Fui surpreendido com confusas declarações do nosso ministro de Estado, da Economia e da Transição Digital, Siza Vieira, há semanas. O governante referiu que «as despesas do Estado hoje são os impostos amanhã».
Dissecando estas declarações, fui invadido por uma séries de questões devido à tamanha contradição do ministro para com o seu governo, que afirmou sob voz do primeiro-Ministro António Costa que as medidas de austeridade são «contraproducentes» para a retoma económica.
Ainda assim, António Costa referiu na mesma entrevista que não quer dar «hoje uma resposta que amanhã não possa garantir». Afinal, a austeridade é uma má ideia do passado, ou uma resposta do futuro?
Não existe ainda uma ideia clara de como vão os governos europeus gerir a sua acentuada despesa pública, que irá disparar devido à crise pandémica da COVID-19.
Governos esses que estão mais limitados do que, por exemplo, economias como a americana ou a britânica que irão adotar medidas de monetarização, muito mais que a Zona Euro.
Penso que uma questão importante é perceber o que é austeridade. A austeridade não se contempla apenas com o aumentos de impostos.
Esses aumentos de impostos podem servir para aumentar a qualidade e quantidade dos serviços públicos, como a educação ou saúde. Nem todos os aumentos de impostos devem ser entendidos como prejudiciais para o contribuinte e a sociedade em geral. Depende muito.
A austeridade é a combinação do aumento dos impostos com o corte na despesa pública, nomeadamente nos serviços sociais, degradando as redes de welfare dos países.
Essa foi basicamente a receita que escolhemos para lidar com a crise financeira internacional de 2007-2009.
O governo de António Costa apareceu como alternativa a essas políticas de austeridade, propondo um caminho alternativo de devolução de rendimentos.
A retoma a este caminho revela o lado mais desprezível da política, e a meu ver, uma ameaça às democracias liberais, a decepção extrema do eleitorado.
Também importante, é o quão errado está o entendimento da funcionalidade desta política de «as despesas do Estado hoje são os impostos amanhã».
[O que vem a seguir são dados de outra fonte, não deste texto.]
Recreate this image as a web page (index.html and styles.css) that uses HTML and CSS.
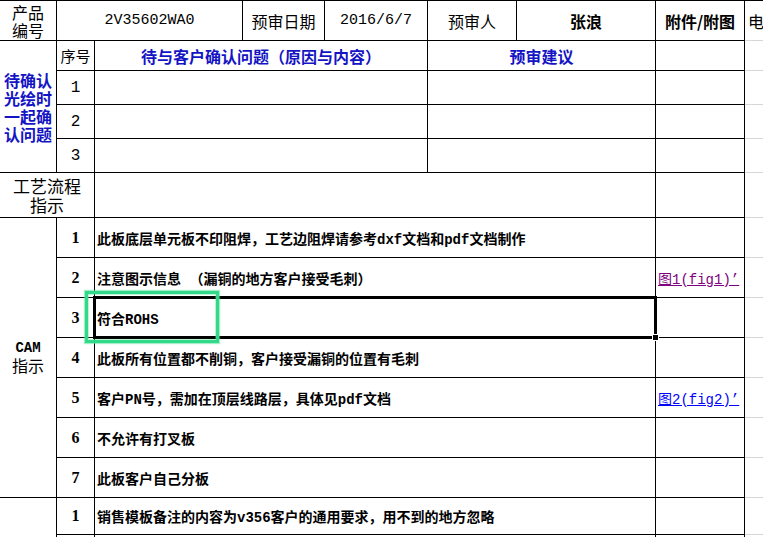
FILE: index.html
```html
<!DOCTYPE html>
<html lang="zh-CN">
<head>
<meta charset="utf-8">
<title>预审表</title>
<link rel="stylesheet" href="styles.css">
</head>
<body>
<div class="sheet">
  <div class="grid">
    <!-- row 1 -->
    <div class="c ctr h16 lh18">产品<br>编号</div>
    <div class="c ctr span2 mono15">2V35602WA0</div>
    <div class="c ctr h16">预审日期</div>
    <div class="c ctr mono15">2016/6/7</div>
    <div class="c ctr h16">预审人</div>
    <div class="c ctr h16 b">张浪</div>
    <div class="c ctr h16 b">附件/附图</div>
    <div class="c x h16">电话</div>

    <!-- row 2 -->
    <div class="c ctr rows4 h16 b blue lh18">待确认<br>光绘时<br>一起确<br>认问题</div>
    <div class="c ctr h15">序号</div>
    <div class="c ctr span3 h16 b blue">待与客户确认问题（原因与内容）</div>
    <div class="c ctr span2 h16 b blue">预审建议</div>
    <div class="c"></div>
    <div class="c x"></div>

    <!-- rows 3-5 -->
    <div class="c ctr num">1</div>
    <div class="c span3"></div>
    <div class="c span2"></div>
    <div class="c"></div>
    <div class="c x"></div>

    <div class="c ctr num">2</div>
    <div class="c span3"></div>
    <div class="c span2"></div>
    <div class="c"></div>
    <div class="c x"></div>

    <div class="c ctr num">3</div>
    <div class="c span3"></div>
    <div class="c span2"></div>
    <div class="c"></div>
    <div class="c x"></div>

    <!-- row 6 -->
    <div class="c ctr span2 h17 lh19">工艺流程<br>指示</div>
    <div class="c span5"></div>
    <div class="c"></div>
    <div class="c x"></div>

    <!-- CAM rows -->
    <div class="c ctr rows7 cam"><span class="cam-en">CAM</span><span class="cam-zh">指示</span></div>
    <div class="c ctr bnum">1</div>
    <div class="c span5 txt">此板底层单元板不印阻焊，工艺边阻焊请参考dxf文档和pdf文档制作</div>
    <div class="c"></div>
    <div class="c x"></div>

    <div class="c ctr bnum">2</div>
    <div class="c span5 txt">注意图示信息 （漏铜的地方客户接受毛刺）</div>
    <div class="c link"><span class="visited">图1(fig1)’</span></div>
    <div class="c x"></div>

    <div class="c ctr bnum">3</div>
    <div class="c span5 txt">符合ROHS</div>
    <div class="c"></div>
    <div class="c x"></div>

    <div class="c ctr bnum">4</div>
    <div class="c span5 txt">此板所有位置都不削铜，客户接受漏铜的位置有毛刺</div>
    <div class="c"></div>
    <div class="c x"></div>

    <div class="c ctr bnum">5</div>
    <div class="c span5 txt">客户PN号，需加在顶层线路层，具体见pdf文档</div>
    <div class="c link"><span class="fresh">图2(fig2)’</span></div>
    <div class="c x"></div>

    <div class="c ctr bnum">6</div>
    <div class="c span5 txt">不允许有打叉板</div>
    <div class="c"></div>
    <div class="c x"></div>

    <div class="c ctr bnum">7</div>
    <div class="c span5 txt">此板客户自己分板</div>
    <div class="c"></div>
    <div class="c x"></div>

    <!-- sales rows -->
    <div class="c rows2"></div>
    <div class="c ctr bnum">1</div>
    <div class="c span5 txt">销售模板备注的内容为v356客户的通用要求，用不到的地方忽略</div>
    <div class="c"></div>
    <div class="c x"></div>

    <div class="c ctr bnum"></div>
    <div class="c span5 txt"></div>
    <div class="c"></div>
    <div class="c x"></div>
  </div>

  <div class="active-cell"><span class="handle"></span></div>
  <div class="highlight"></div>
</div>
</body>
</html>
```

FILE: styles.css
```css
html, body {
  margin: 0;
  padding: 0;
  background: #fff;
  overflow: hidden;
}

body {
  width: 763px;
  height: 537px;
  font-family: "Liberation Mono", "Noto Sans CJK SC", monospace;
  color: #000;
}

.sheet {
  position: relative;
  width: 805px;
}

.grid {
  display: grid;
  grid-template-columns: 57px 38px 148px 82px 103px 89px 139px 89px 60px;
  grid-template-rows: 40px 30px 34px 34px 34px 45px 40px 40px 40px 40px 40px 40px 40px 37px 40px;
  border-top: 1px solid #000;
}

.c {
  box-sizing: border-box;
  border-right: 1px solid #000;
  border-bottom: 1px solid #000;
  display: flex;
  align-items: center;
  min-width: 0;
  overflow: hidden;
  white-space: nowrap;
}

.x {
  border-right: none;
  border-bottom: 1px solid #d6d6d6;
  padding-left: 3px;
  font-weight: normal;
}

.ctr {
  justify-content: center;
  text-align: center;
}

.span2 { grid-column: span 2; }
.span3 { grid-column: span 3; }
.span5 { grid-column: span 5; }
.rows2 { grid-row: span 2; }
.rows4 { grid-row: span 4; }
.rows7 { grid-row: span 7; }

.h15 { font-family: "Noto Sans CJK SC", sans-serif; font-size: 15px; }
.h16 { font-family: "Noto Sans CJK SC", "Liberation Mono", sans-serif; font-size: 16px; }
.h17 { font-family: "Noto Sans CJK SC", sans-serif; font-size: 17px; }
.lh18 { line-height: 18px; }
.lh19 { line-height: 19px; }
.b { font-weight: bold; }
.blue { color: #1414c4; }

.mono15 {
  font-size: 15px;
}

.num {
  font-size: 16px;
}

.bnum {
  font-family: "Liberation Serif", serif;
  font-weight: bold;
  font-size: 16px;
}

.txt {
  font-size: 14px;
  font-weight: bold;
  padding-left: 2px;
}

.cam {
  flex-direction: column;
}

.cam-en {
  font-family: "Liberation Mono", monospace;
  font-weight: bold;
  font-size: 14px;
  line-height: 15px;
}

.cam-zh {
  font-family: "Noto Sans CJK SC", sans-serif;
  font-size: 16px;
  line-height: 18px;
}

.link {
  font-size: 14px;
  padding-left: 2px;
}

.visited {
  color: #800080;
  text-decoration: underline;
}

.fresh {
  color: #0000ff;
  text-decoration: underline;
}

.active-cell {
  position: absolute;
  left: 93px;
  top: 296px;
  width: 564px;
  height: 43px;
  box-sizing: border-box;
  border: 3px double #000;
}

.handle {
  position: absolute;
  right: -5px;
  bottom: -5px;
  width: 5px;
  height: 5px;
  background: #000;
  border: 1px solid #fff;
}

.highlight {
  position: absolute;
  left: 85px;
  top: 291px;
  width: 134px;
  height: 52px;
  box-sizing: border-box;
  border: 3px solid #33d98a;
  box-shadow: 0 0 1px 1px rgba(90, 225, 150, 0.55), inset 0 0 1px 1px rgba(90, 225, 150, 0.45);
}
```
Esta é altura para aumentar a despesa pública e utilizar todos os mecanismos disponíveis para fazer isso, atenuando ao máximo as consequências de tal, em conformidade com o que aconteceu com vários planos macroeconómicos colossais no passado, hoje mencionados como exemplos nas recuperações económicas internacionais (exemplo do plano Marshall).
Com isto quero dizer que o aumento da despesa do Estado é o que irá permitir evitar o agravamento da recessão.
Gastos em educação, saúde, apoios no pagamento de salários, impedimento da falência de empresas, irão possibilitar a recuperação da economia e consequentemente o aumento da receita fiscal do Estado, formando uma bola de neve que nos permite aumentar ainda mais o investimento público, ao mesmo tempo que vamos resolvendo o problema do endividamento.
O problema da dívida e os nossos encargos não se resolvem com impostos. Resolvem-se com uma combinação que já antes resultou. Uma combinação de crescimento económico e inflação superiores às taxas de juro.
Por último, e não menos importante, há que falar no elefante no meio da sala: a dimensão das dívidas.
Perdoar a dívida ou parte dela também funcionou no passado, com certeza que funcionará também em tempos de grande incerteza como os de hoje.
A nossa inflexibilidade quanto a esta questão já nos contemplou com enormes problemas no passado. A pouca solidariedade gera extremismos, ontem, hoje e amanhã.